I have lived in Hawaii for close to 50 years, and I am still an outsider. Pure and simple.

That’s definitely not a complaint on my part. It’s my choice. I embrace my outside-ness because it makes me feel that I belong here.

Being an outsider has made my life in Hawaii worth living. It has given me a perspective on this place and on myself that has enriched and challenged me.

These are the perspectives through which others usually use to talk about their place in Hawaii. Call them “local,” “going native,” and “resentment.”

None of them describes me.

Local

“Local” is definitely a powerful cultural category that defines the way many people see themselves and distinguish themselves from others.

That’s likely why Civil Beat opened its yearlong “Fault Lines” series with stories about what it means to be local.

A very big deal, this business of defining local, with strong historical roots. But …

Like most cultural categories, though, the meaning of local is amorphous. In real life the boundaries between being local and non-local are pretty ambiguous.

But discussions about who is local downplay this ambiguity. They use the definition of local as a gatekeeper, as if its meaning is as clear and universally accepted as the formula for figuring out the area of a circle.

For many, local has become an SAT test for defining your place in Hawaii, the purple stamp on your wrist determining who gets past the velvet rope and into the Land of the Truly Belonging.

There is a ritualized kabuki over localness.

“You are not local because …”

“I am too local even though I am haole because …”

Lists like “You are local if …”  are one-part joke and three-parts drawing a firm but unreal boundary.

Local has become a totem.

But it is not my totem.
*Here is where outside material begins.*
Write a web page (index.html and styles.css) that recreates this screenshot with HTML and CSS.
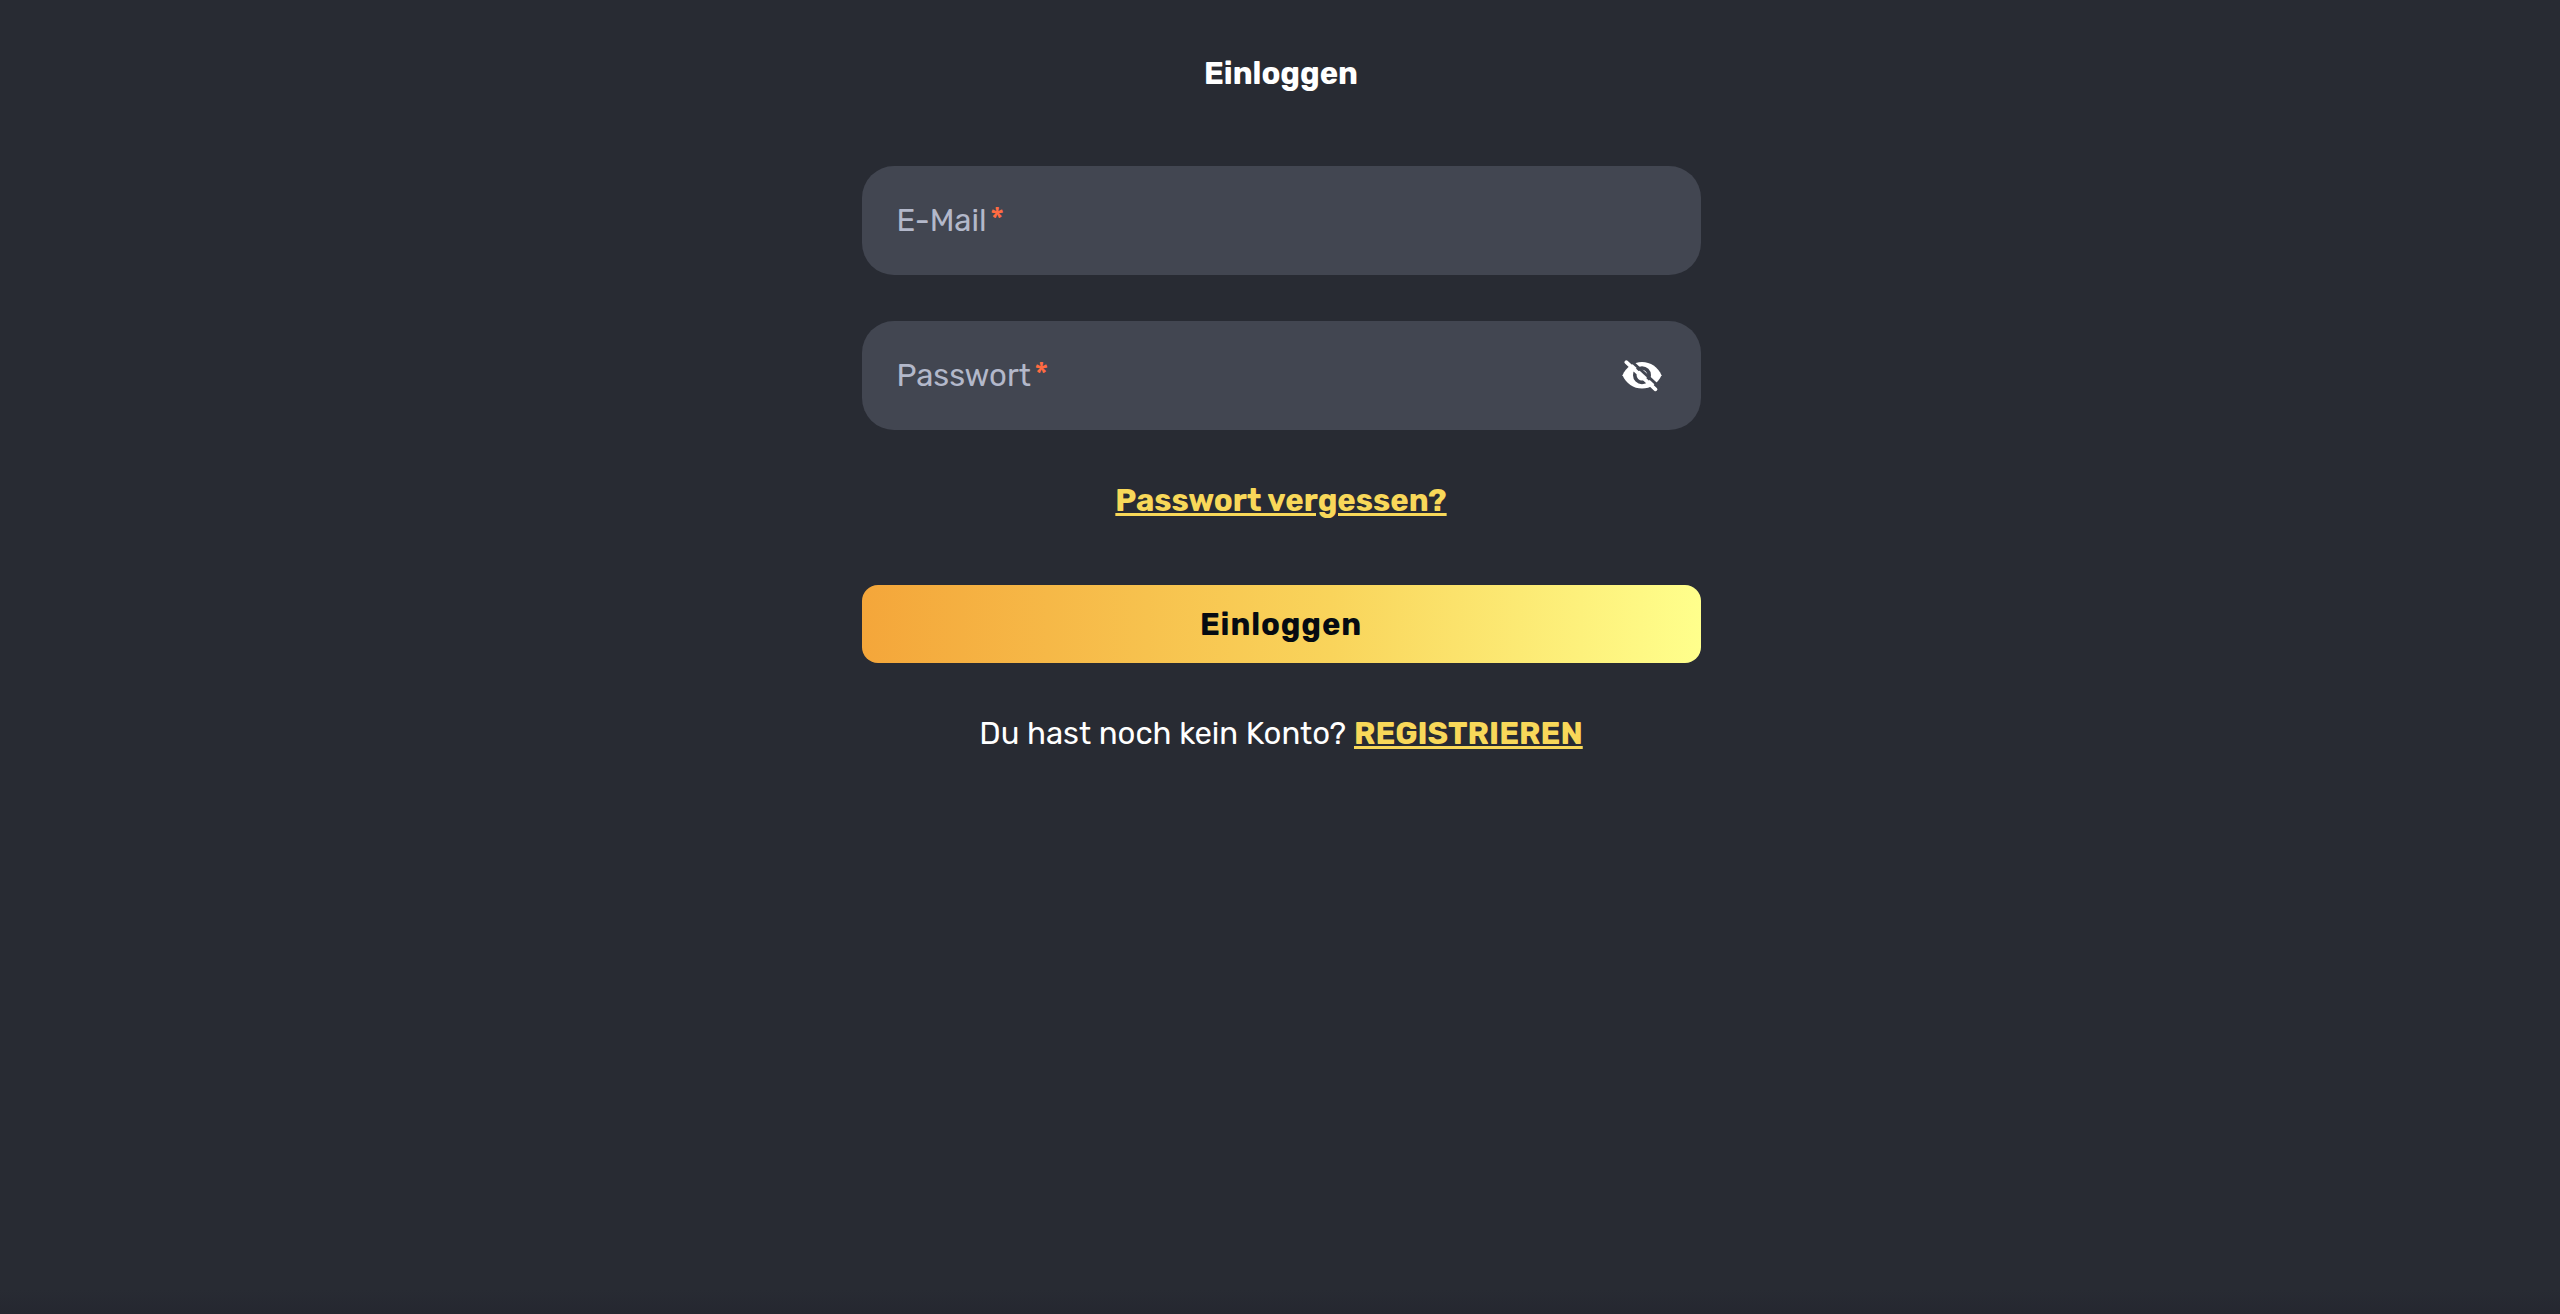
FILE: index.html
```html
<!DOCTYPE html>
<html lang="de">
<head>
    <meta charset="UTF-8">
    <meta name="viewport" content="width=device-width, initial-scale=1.0">
    <title>Einloggen</title>
    <link rel="stylesheet" href="styles.css">
</head>
<body>
    <main class="login">
        <h1 class="title">Einloggen</h1>
        <form class="login-form">
            <div class="field">
                <span class="field-label">E-Mail</span><span class="required">*</span>
            </div>
            <div class="field">
                <span class="field-label">Passwort</span><span class="required">*</span>
                <svg class="eye-icon" width="40" height="32" viewBox="0 0 40 32">
                    <path fill="#fff" d="M20 2C11.500 2 4 7 .5 15.200C4 23.500 11.500 28.500 20 28.500S36 23.500 39.500 15.200C36 7 28.500 2 20 2Z"/>
                    <circle cx="20" cy="15.200" r="7.200" fill="none" stroke="#424651" stroke-width="3.600"/>
                    <path d="M7-1L38 27.500" stroke="#424651" stroke-width="3"/>
                    <path d="M4.300 2.200L33.500 29.300" stroke="#fff" stroke-width="3.800" stroke-linecap="round"/>
                </svg>
            </div>
            <a class="link forgot">Passwort vergessen?</a>
            <button class="submit" type="button">Einloggen</button>
        </form>
        <p class="register"><span class="question">Du hast noch kein Konto?</span><a class="link">REGISTRIEREN</a></p>
    </main>
</body>
</html>
```
FILE: styles.css
```css
body {
    margin: 0;
    min-height: 1314px;
    background: linear-gradient(to bottom, #282b33 1290px, #252730 1314px);
    color: #fff;
    font-family: Rubik, Roboto, sans-serif;
    font-size: 31.1px;
    line-height: 40px;
}
.login {
    width: 839px;
    margin: 0 auto;
    padding: 54px 0 0 2px;
    display: flex;
    flex-direction: column;
    align-items: center;
}
.title {
    margin: 0;
    font-size: 31px;
    font-weight: 700;
}
.login-form {
    width: 100%;
    margin-top: 72px;
    display: flex;
    flex-direction: column;
    align-items: center;
}
.field {
    width: 100%;
    height: 109px;
    margin-bottom: 46px;
    padding: 0 39px 0 35px;
    box-sizing: border-box;
    border-radius: 32px;
    background-color: #424651;
    display: flex;
    align-items: center;
}
.field-label {
    color: #b3b8ca;
}
.required {
    margin-left: 3px;
    color: #ff6b42;
    font-size: 33px;
    font-weight: 400;
}
.eye-icon {
    margin-left: auto;
    overflow: visible;
}
.link {
    color: #f8d859;
    font-weight: 700;
    text-decoration: underline;
    text-decoration-thickness: 3px;
    text-underline-offset: 2px;
}
.forgot {
    margin-top: 5px;
}
.submit {
    width: 100%;
    height: 78px;
    margin-top: 64px;
    border: none;
    border-radius: 16px;
    background: linear-gradient(90deg, #f4a63a, #f9d45b 56%, #ffff8c);
    color: #060b12;
    font: 700 31px Rubik, Roboto, sans-serif;
    letter-spacing: 0.9px;
}
.register {
    margin: 51px 0 0;
    white-space: nowrap;
}
.question {
    margin-right: 8px;
}
```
I choose to live outside the agonies, angst and sense of grievance over whether I qualify for the purple hand stamp or not.

Going Native

So what am I? Well, I am certainly more than a “guest” — a term that culturally sensitive liberals sometimes use to indicate their deference to “the host culture.”
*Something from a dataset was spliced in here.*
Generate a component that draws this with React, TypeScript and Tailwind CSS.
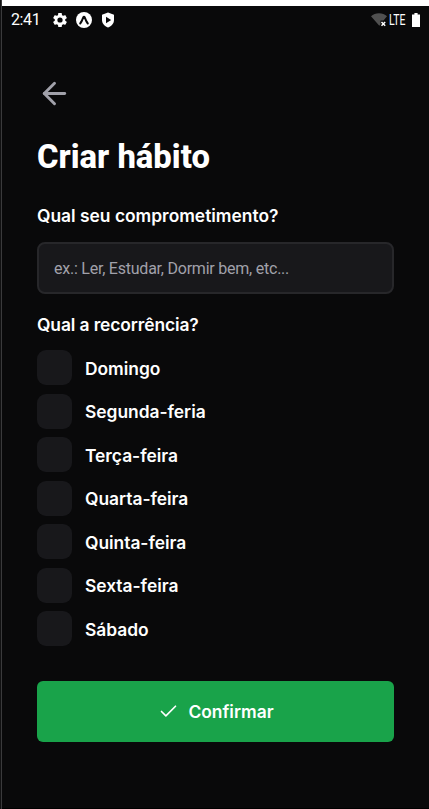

The term “guest” insults me because it denies my own contributions to Hawaii.

A good guest tippy toes around. In contrast, I carefully walk an important, blurry line, but I do so with the confidence that I am an integral part of this place, willfully stepping on some toes once in a while and accepting that others with good reason step on mine.

Governor David Ige chats with Neil Milner at the Plaza Club1.
Neal Milner, left, has been teaching and talking politics in Hawaii for 50 years. Last year he appeared on a panel with Gov. David Ige. Cory Lum/Civil Beat

It drives me nuts when people who move here from the continent try so very hard to go native and act as if their own cultural backgrounds are a blank slate or simply a set of clumsy, oppressive western values that they have to shed in order to adopt native culture, which is pristine, pure and homogeneous.

As the author and critic, Sarah Menkedick, says in her criticism of “American Dirt,” a recent controversial novel about Central American immigrants, such slavish, uncritical sympathy for natives or local people denies “their right to be something other than perfect vessels of empathy and safe admiration.”

In this view, natives are unflawed, like the way you romanticize your grandchildren in your Christmas letter. This is well-meaning but insidiously infantilizing.

Imagine the burden you place on your grandkids if they really had to be as perfect as your holiday letter makes them out to be.

Resentment

It also drives me up the wall when haoles who have moved to Hawaii whine and complain about how disrespectfully they are treated. You know the drill:

“The clerk totally ignored me and waited on the local person.”

“This place is like a third world country.”

This would be an awful place to live for me if I had to live my life with artificially firm, misleadingly pristine cultural boundaries on one side of a fault line and defensiveness and grievance on the other.

Luckily, I don’t. No stark fault line for me.

Adversity and complexity can be liberating. As it has been for me.

My life is about finding a way to belong and at the same time be distant and different. The benefits from this come from the way I have learned to live in Hawaii as well as a kind of bemused tolerance and respect that folks here have for outsiders like myself.

I try to live my everyday life in a way that models how Sarah Menkedick describes successful writers. “The outsider writers whose work generates a more encompassing empathy,” she says, “are the ones who engage with the full humanity and complexity of their characters.”

Full humanity and complexity, that’s the Hawaii I work to understand and embrace.

Before I got to Hawaii, I lived the first 30 years of my life in a very different milieu — Midwest, closely knit Jewish community, a Vietnam War protester.

My children grew up here, went to public schools (notice how I sneaked in that cultural marker of belonging), but they went away to college, and live on the continent. I have no extended family in Hawaii.

All of that could very well be a path to angst, despair, loneliness or a false sense of  confidence about really understanding this place. Oy, such pathos, such pain.

Or not. Adversity and complexity can be liberating. As it has been for me.

Menkedick says that “being an outsider can create a friction that reduces complacency and forces an artist to think and work harder, pay closer attention, take more care, consider herself and her own positioning much more critically.”

I may not be an artist, but her words exactly describe how I have tried to live my life here.

If I say I am lucky to live Hawaii, living with that friction and heightened awareness is the reason why. That’s where my sense of belonging comes from.